Are Panera Bread Shares Getting Stale?



Shares of Panera Bread (NASDAQ:PNRA) have fallen by 13 percent so far in 2014. This weakness is largely the result of the company’s weak first-quarter earnings. The company reported declining sales growth and margin contraction that resulted in a decline in profits. Nevertheless, analysts are still relatively optimistic. While they have a “hold” rating on the shares the average price target is about $175/share, which is more than 10 percent higher than the current $154/share market price.

Panera is suffering from a variety of problems. I have already mentioned the declining sales growth and the margin compression, yet these issues deserve greater attention. Regarding declining sales growth, the company is not opening as many stores as it has in the past, and it is also not growing its same store sales as rapidly as it did in previous years. The company has two selling points: healthy, high quality food, and coffee. With respect to the first point, the company is losing out to companies such as Chipotle (NYSE:CMG), which offers a more compelling product and better value. Customers don’t like the fact that the company’s portions are relatively small, which has hardly been an issue with Chipotle customers.

With respect to the second point, the company is losing out to companies such as Starbucks (NASDAQ:SBUX), which has the high-end coffee market cornered, and Dunkin’ Brands (NASDAQ:DNKN), which has the low-end coffee market cornered. Panera isn’t offering anything compelling to compete on either front, and this is showing up in the company’s sales.

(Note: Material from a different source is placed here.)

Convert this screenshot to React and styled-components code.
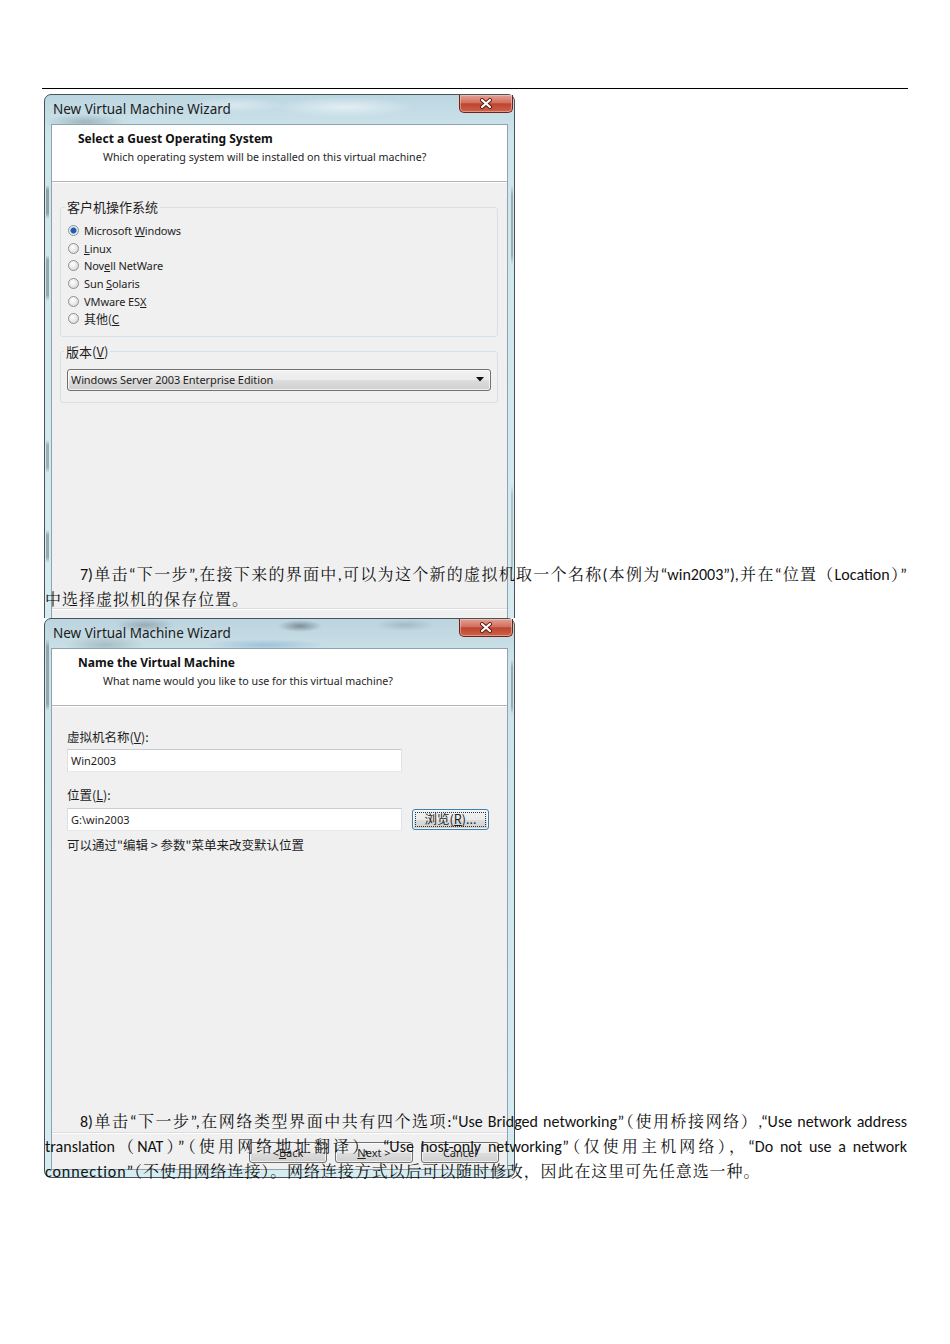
import React from 'react';
import styled, { createGlobalStyle } from 'styled-components';

const UI = `"Noto Sans", "Noto Sans CJK SC", sans-serif`;
const CJK = `"Noto Sans CJK SC", "Noto Sans", sans-serif`;
const DOC = `"Carlito", "Lato", "Noto Serif CJK SC", "Noto Sans CJK SC", sans-serif`;

const GlobalStyle = createGlobalStyle`
  html, body { margin: 0; padding: 0; background: #fff; }
  body { font-family: ${UI}; color: #1e1e1e; }
  * { box-sizing: border-box; }
`;

const Page = styled.div`
  width: 950px;
  height: 1344px;
  display: grid;
  grid-template: 1fr / 1fr;
  overflow: hidden;
`;

const FigureLayer = styled.div`
  grid-area: 1 / 1;
  padding: 94px 0 0 44px;
  display: flex;
  flex-direction: column;
  align-items: flex-start;
`;

const TextLayer = styled.div`
  grid-area: 1 / 1;
  position: relative;
  padding: 88px 0 0 42px;
`;

const Rule = styled.div`
  width: 866px;
  border-top: 1px solid #000;
`;

const Para = styled.div`
  margin: ${p => p.$top}px 0 0 3px;
  width: 862px;
  font-family: ${DOC};
  font-size: 16px;
  line-height: 25px;
  color: #111;
`;

const Line = styled.div`
  white-space: nowrap;
  text-align: ${p => (p.$justify ? 'justify' : 'left')};
  text-align-last: ${p => (p.$justify ? 'justify' : 'left')};
  text-justify: ${p => p.$words ? 'inter-word' : 'auto'};
  text-indent: ${p => (p.$indent ? 35 : 0)}px;
  letter-spacing: ${p => p.$spacing || 0}px;
`;

/* ---------- wizard window ---------- */

const Clip = styled.div`
  height: ${p => p.$height}px;
  overflow: hidden;
`;

const WindowFrame = styled.div`
  width: 471px;
  height: 560px;
  border: 1px solid #46535b;
  border-radius: 7px;
  padding: 0 6px 7px;
  display: flex;
  flex-direction: column;
  background: ${p => p.$glass};
`;

const TitleBar = styled.div`
  height: 29px;
  display: flex;
  justify-content: space-between;
  align-items: flex-start;
`;

const Title = styled.span`
  margin: 5px 0 0 2px;
  font: 13.5px/18px ${UI};
  color: #1b1b1b;
`;

const CloseButton = styled.div`
  width: 54px;
  height: 18px;
  margin-right: -5px;
  border: 1px solid #6a2519;
  border-top: none;
  border-radius: 0 0 5px 5px;
  background: linear-gradient(#e3a194, #d3705f 45%, #bf4430 52%, #cc6249 100%);
  box-shadow: inset 0 0 0 1px rgba(255, 220, 210, 0.45);
  display: flex;
  align-items: center;
  justify-content: center;
`;

const Client = styled.div`
  flex: 1;
  display: flex;
  flex-direction: column;
  border: 1px solid #8ea3ae;
  background: #f0f0f0;
`;

const Header = styled.div`
  height: 57px;
  background: #fff;
  border-bottom: 1px solid #b4b4b4;
  box-shadow: 0 1px 0 #fff;
  padding: 6px 0 0 26px;
`;

const Heading = styled.div`
  font: 700 12px/16px ${UI};
  color: #111;
`;

const SubHeading = styled.div`
  margin: 2px 0 0 25px;
  font: 10.7px/16px ${UI};
  color: #1e1e1e;
`;

const Body = styled.div`
  flex: 1;
  display: flex;
  flex-direction: column;
  padding: ${p => p.$pad || '0'};
`;

const Footer = styled.div`
  height: 37px;
  border-top: 1px solid #dcdcdc;
  box-shadow: inset 0 1px 0 #fff;
  display: flex;
  justify-content: flex-end;
  gap: 8px;
  padding: 9px 8px 0 0;
`;

const PushButton = styled.div`
  width: ${p => p.$width || 78}px;
  height: 21px;
  border: 1px solid ${p => (p.$focused ? '#3c7fb1' : '#707070')};
  border-radius: 3px;
  background: linear-gradient(#f2f2f2, #ebebeb 50%, #dddddd 51%, #cfcfcf);
  box-shadow: inset 0 0 0 1px rgba(255, 255, 255, 0.7);
  display: flex;
  align-items: center;
  justify-content: center;
  font: ${p => (p.$cjk ? `12.5px/1 ${CJK}` : `11px/1 ${UI}`)};
  color: #1e1e1e;
  outline: ${p => (p.$focused ? '1px dotted #333' : 'none')};
  outline-offset: -4px;
`;

const Key = styled.span`
  text-decoration: underline;
  text-underline-offset: 1px;
`;

const GroupBox = styled.fieldset`
  margin: ${p => p.$top}px 9px 0 8px;
  padding: ${p => p.$pad};
  border: 1px solid #d5dfe5;
  border-radius: 3px;
  min-width: 0;
`;

const Legend = styled.legend`
  padding: 0 2px;
  margin-left: -3px;
  font: 13px/18px ${CJK};
  color: #1e1e1e;
`;

const RadioRow = styled.div`
  height: 17.6px;
  display: flex;
  align-items: center;
  gap: 5px;
  font: ${p => (p.$cjk ? `12px/1 ${CJK}` : `11px/1 ${UI}`)};
  color: #1e1e1e;
  letter-spacing: -0.1px;
`;

const RadioDot = styled.span`
  width: 11px;
  height: 11px;
  flex: none;
  border-radius: 50%;
  border: 1px solid #8a9096;
  background: ${p =>
    p.$checked
      ? 'radial-gradient(circle, #1f5aa6 0 2.2px, #5d93d0 2.8px, #d8e6f4 3.6px, #f4f4f4 4.5px)'
      : 'radial-gradient(circle at 40% 35%, #ffffff, #e6e6e6 55%, #cdcdcd)'};
`;

const Dropdown = styled.div`
  height: 22px;
  border: 1px solid #707070;
  border-radius: 3px;
  background: linear-gradient(#f2f2f2, #ebebeb 50%, #dddddd 51%, #cfcfcf);
  box-shadow: inset 0 0 0 1px rgba(255, 255, 255, 0.7);
  display: flex;
  align-items: center;
  justify-content: space-between;
  padding: 0 6px 0 3px;
  font: 11px/1 ${UI};
  color: #1e1e1e;
  letter-spacing: -0.1px;
`;

const FieldLabel = styled.div`
  margin-top: ${p => p.$top || 0}px;
  font: 12.5px/18px ${CJK};
  color: #1e1e1e;
`;

const FieldRow = styled.div`
  margin-top: ${p => p.$top || 0}px;
  display: flex;
  align-items: center;
  gap: 10px;
`;

const TextBox = styled.div`
  width: 335px;
  height: 23px;
  border: 1px solid;
  border-color: #c9ccd4 #e2e3ea #e3e9ef #dbdfe6;
  background: #fff;
  display: flex;
  align-items: center;
  padding-left: 3px;
  font: 11px/1 ${UI};
  color: #1e1e1e;
`;

const Note = styled.div`
  margin-top: 5px;
  font: 12.5px/18px ${CJK};
  color: #1e1e1e;
`;

const CloseGlyph = () => (
  <svg width="14" height="11" viewBox="0 0 14 11">
    <path d="M3 2 L11 9 M11 2 L3 9" stroke="#5b1a10" strokeWidth="4" strokeLinecap="round" />
    <path d="M3 2 L11 9 M11 2 L3 9" stroke="#fff" strokeWidth="2.2" strokeLinecap="round" />
  </svg>
);

const ArrowGlyph = () => (
  <svg width="8" height="5" viewBox="0 0 8 5">
    <path d="M0 0 H8 L4 4.5 Z" fill="#111" />
  </svg>
);

const glassOne = `
  linear-gradient(to right, transparent 0 1px, rgba(255,255,255,0) 1px) left top / 3px 100% no-repeat,
  linear-gradient(rgba(90,105,112,0) 0 90px, rgba(90,105,112,.55) 95px 118px, rgba(90,105,112,0) 124px 160px,
    rgba(90,105,112,.5) 165px 200px, rgba(90,105,112,0) 206px 345px, rgba(90,105,112,.45) 350px 372px,
    rgba(90,105,112,0) 378px 435px, rgba(90,105,112,.5) 440px 462px, rgba(90,105,112,0) 468px)
    1px top / 3px 100% no-repeat,
  linear-gradient(rgba(90,105,112,0) 0 90px, rgba(90,105,112,.45) 100px 160px, rgba(90,105,112,0) 170px 390px,
    rgba(90,105,112,.3) 400px 470px, rgba(90,105,112,0) 480px)
    right 1px top / 2px 100% no-repeat,
  radial-gradient(ellipse 70px 10px at 300px 12px, rgba(255,255,255,.55), transparent),
  radial-gradient(ellipse 50px 8px at 190px 10px, rgba(255,255,255,.4), transparent),
  radial-gradient(ellipse 40px 8px at 40px 27px, rgba(110,130,140,.45), transparent),
  linear-gradient(#bcd6e1, #cfe5ec 40px, #d6ecf1)`;

const glassTwo = `
  linear-gradient(rgba(90,105,112,0) 0 20px, rgba(90,105,112,.5) 28px 85px, rgba(90,105,112,0) 92px)
    1px top / 3px 100% no-repeat,
  linear-gradient(rgba(90,105,112,0) 0 40px, rgba(90,105,112,.45) 48px 88px, rgba(90,105,112,0) 95px)
    right 1px top / 2px 100% no-repeat,
  radial-gradient(ellipse 30px 7px at 100px 6px, rgba(80,90,100,.35), transparent),
  radial-gradient(ellipse 22px 6px at 255px 7px, rgba(60,70,80,.5), transparent),
  radial-gradient(ellipse 30px 6px at 360px 6px, rgba(90,100,110,.25), transparent),
  radial-gradient(ellipse 60px 6px at 220px 26px, rgba(90,140,190,.35), transparent),
  radial-gradient(ellipse 40px 10px at 60px 26px, rgba(110,130,140,.35), transparent),
  linear-gradient(#bcd4de, #cde3eb 40px, #d6ecf1)`;

function WizardWindow({ glass, heading, subheading, bodyPad, showButtons = true, children }) {
  return (
    <WindowFrame $glass={glass}>
      <TitleBar>
        <Title>New Virtual Machine Wizard</Title>
        <CloseButton>
          <CloseGlyph />
        </CloseButton>
      </TitleBar>
      <Client>
        <Header>
          <Heading>{heading}</Heading>
          <SubHeading>{subheading}</SubHeading>
        </Header>
        <Body $pad={bodyPad}>{children}</Body>
        <Footer>
          {showButtons && (
            <>
              <PushButton>
                &lt; <Key>B</Key>ack
              </PushButton>
              <PushButton>
                <Key>N</Key>ext &gt;
              </PushButton>
              <PushButton>Cancel</PushButton>
            </>
          )}
        </Footer>
      </Client>
    </WindowFrame>
  );
}

const osList = [
  { label: <>Microsoft <Key>W</Key>indows</>, checked: true },
  { label: <><Key>L</Key>inux</> },
  { label: <>Nov<Key>e</Key>ll NetWare</> },
  { label: <>Sun <Key>S</Key>olaris</> },
  { label: <>VMware ES<Key>X</Key></> },
  { label: <>其他(<Key>C</Key></>, cjk: true },
];

export default function App() {
  return (
    <Page>
      <GlobalStyle />
      <FigureLayer>
        {/* the lower edge of the first shot sits under the second one */}
        <Clip $height={524}>
          <WizardWindow
            glass={glassOne}
            heading="Select a Guest Operating System"
            subheading="Which operating system will be installed on this virtual machine?"
            showButtons={false}
          >
            <GroupBox $top={16} $pad="6px 7px 8px">
              <Legend>客户机操作系统</Legend>
              {osList.map((os, i) => (
                <RadioRow key={i} $cjk={os.cjk}>
                  <RadioDot $checked={os.checked} />
                  <span>{os.label}</span>
                </RadioRow>
              ))}
            </GroupBox>
            <GroupBox $top={6} $pad="8px 6px 11px">
              <Legend>
                版本(<Key>V</Key>)
              </Legend>
              <Dropdown>
                <span>Windows Server 2003 Enterprise Edition</span>
                <ArrowGlyph />
              </Dropdown>
            </GroupBox>
          </WizardWindow>
        </Clip>
        <WizardWindow
          glass={glassTwo}
          heading="Name the Virtual Machine"
          subheading="What name would you like to use for this virtual machine?"
          bodyPad="22px 0 0 15px"
        >
          <FieldLabel>
            虚拟机名称(<Key>V</Key>):
          </FieldLabel>
          <FieldRow $top={3}>
            <TextBox>Win2003</TextBox>
          </FieldRow>
          <FieldLabel $top={14}>
            位置(<Key>L</Key>):
          </FieldLabel>
          <FieldRow $top={4}>
            <TextBox>G:\win2003</TextBox>
            <PushButton $width={77} $focused $cjk>
              浏览(<Key>R</Key>)...
            </PushButton>
          </FieldRow>
          <Note>可以通过"编辑 &gt; 参数"菜单来改变默认位置</Note>
        </WizardWindow>
      </FigureLayer>

      <TextLayer>
        <Rule />
        <Para $top={473}>
          <Line $justify $indent>
            7)单击“下一步”,在接下来的界面中,可以为这个新的虚拟机取一个名称(本例为“win2003”),并在“位置（Location）”
          </Line>
          <Line $spacing={1}>中选择虚拟机的保存位置。</Line>
        </Para>
        <Para $top={497}>
          <Line $justify $indent>
            8)单击“下一步”,在网络类型界面中共有四个选项:“Use Bridged networking”（使用桥接网络）,“Use network address
          </Line>
          <Line $justify $words>
            translation（NAT）”（使用网络地址翻译），“Use host-only networking”（仅使用主机网络），“Do not use a network
          </Line>
          <Line $spacing={0.9}>connection”（不使用网络连接）。网络连接方式以后可以随时修改，因此在这里可先任意选一种。</Line>
        </Para>
      </TextLayer>
    </Page>
  );
}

With this being said, one can already make the case that Panera shares should be avoided until the company is able to rejuvenate excitement about its products: if Starbucks and Chipotle can do it, then Panera should be able to do so as well.

But the problems get worse for Panera. The company is also suffering from the tepid consumer spending environment and rising commodity prices. We saw in April that consumer spending declined by 0.1 percent, and this is going to exacerbate the company’s unique competitive problems. We have also seen the prices of many agricultural commodity prices rise in the early part of 2014, and as a result, Panera’s margins have taken a hit. It is largely for this reason that the company was able to grow its sales while its profits declined. This is not a good state of affairs for a company whose shares trade at 23 times earnings.

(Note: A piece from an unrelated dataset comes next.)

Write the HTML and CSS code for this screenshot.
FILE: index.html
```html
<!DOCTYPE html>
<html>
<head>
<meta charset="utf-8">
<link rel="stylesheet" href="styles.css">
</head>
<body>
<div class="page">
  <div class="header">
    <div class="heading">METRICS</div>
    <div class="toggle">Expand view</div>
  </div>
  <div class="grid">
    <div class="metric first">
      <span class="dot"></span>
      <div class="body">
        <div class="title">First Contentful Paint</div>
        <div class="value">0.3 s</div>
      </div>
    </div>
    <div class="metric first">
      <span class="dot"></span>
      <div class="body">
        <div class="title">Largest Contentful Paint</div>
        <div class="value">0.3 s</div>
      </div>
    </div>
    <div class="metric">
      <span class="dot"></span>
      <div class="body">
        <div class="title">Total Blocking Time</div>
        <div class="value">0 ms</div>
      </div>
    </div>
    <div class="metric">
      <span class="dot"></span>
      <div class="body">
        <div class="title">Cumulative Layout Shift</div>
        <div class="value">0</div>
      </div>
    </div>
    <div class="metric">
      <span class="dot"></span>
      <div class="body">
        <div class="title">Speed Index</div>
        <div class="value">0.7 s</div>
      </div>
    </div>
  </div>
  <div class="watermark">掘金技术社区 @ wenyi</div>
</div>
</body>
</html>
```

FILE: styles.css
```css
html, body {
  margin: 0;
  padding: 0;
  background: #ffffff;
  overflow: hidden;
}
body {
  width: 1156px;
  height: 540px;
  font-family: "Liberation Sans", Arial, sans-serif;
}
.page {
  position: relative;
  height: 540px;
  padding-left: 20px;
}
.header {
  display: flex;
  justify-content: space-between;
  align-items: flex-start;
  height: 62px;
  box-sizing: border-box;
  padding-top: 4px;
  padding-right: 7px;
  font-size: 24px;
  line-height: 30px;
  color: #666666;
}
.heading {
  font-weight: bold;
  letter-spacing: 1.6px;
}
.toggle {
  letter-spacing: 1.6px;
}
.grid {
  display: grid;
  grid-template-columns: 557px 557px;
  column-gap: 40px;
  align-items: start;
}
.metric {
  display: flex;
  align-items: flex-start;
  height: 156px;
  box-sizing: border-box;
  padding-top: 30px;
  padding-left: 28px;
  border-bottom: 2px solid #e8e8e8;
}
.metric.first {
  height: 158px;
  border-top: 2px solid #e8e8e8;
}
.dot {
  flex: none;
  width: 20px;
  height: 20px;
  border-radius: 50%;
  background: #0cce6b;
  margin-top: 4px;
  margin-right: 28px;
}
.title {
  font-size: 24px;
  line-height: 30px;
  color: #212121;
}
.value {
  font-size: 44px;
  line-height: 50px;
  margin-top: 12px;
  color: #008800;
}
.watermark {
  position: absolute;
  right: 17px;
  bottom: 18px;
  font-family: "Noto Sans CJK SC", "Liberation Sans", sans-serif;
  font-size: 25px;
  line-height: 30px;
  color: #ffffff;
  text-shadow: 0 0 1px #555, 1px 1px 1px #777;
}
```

Instead of addressing these problems head on by investing in the Panera brand, the company has instead chosen to use its free cash-flow to repurchase shares. While this strategy worked temporarily, it can hardly be justified as a prudent usage of shareholder capital. Not only is the stock lower than the average repurchase price, but as we have seen this capital is needed elsewhere.

Given all of these points, it is no wonder that the stock is breaking down. While there is some support at $150/share, I doubt that it will hold. Not only does the company have the problems mentioned above, but the market has not been kind this year to high multiple growth stocks. When the companies underpinning these growth stocks stop growing we have a recipe for disaster for the bulls. We saw something to this effect in Whole Foods’ (NASDAQ:WFM) shares. The company stopped growing and management expressed its concern that competition was rising and the stock fell nearly 20 percent in a day. Panera has similar problems — competition, decelerating sales growth, and contracting margins. While a 20 percent decline in the company’s share price in one day is unlikely, it is clear that there is a lot to be concerned about with regards to Panera, and I think that investors should not try to be a contrarian here.

Disclosure: Ben Kramer-Miller has no position in Panera Bread or in any of the stocks mentioned in this article.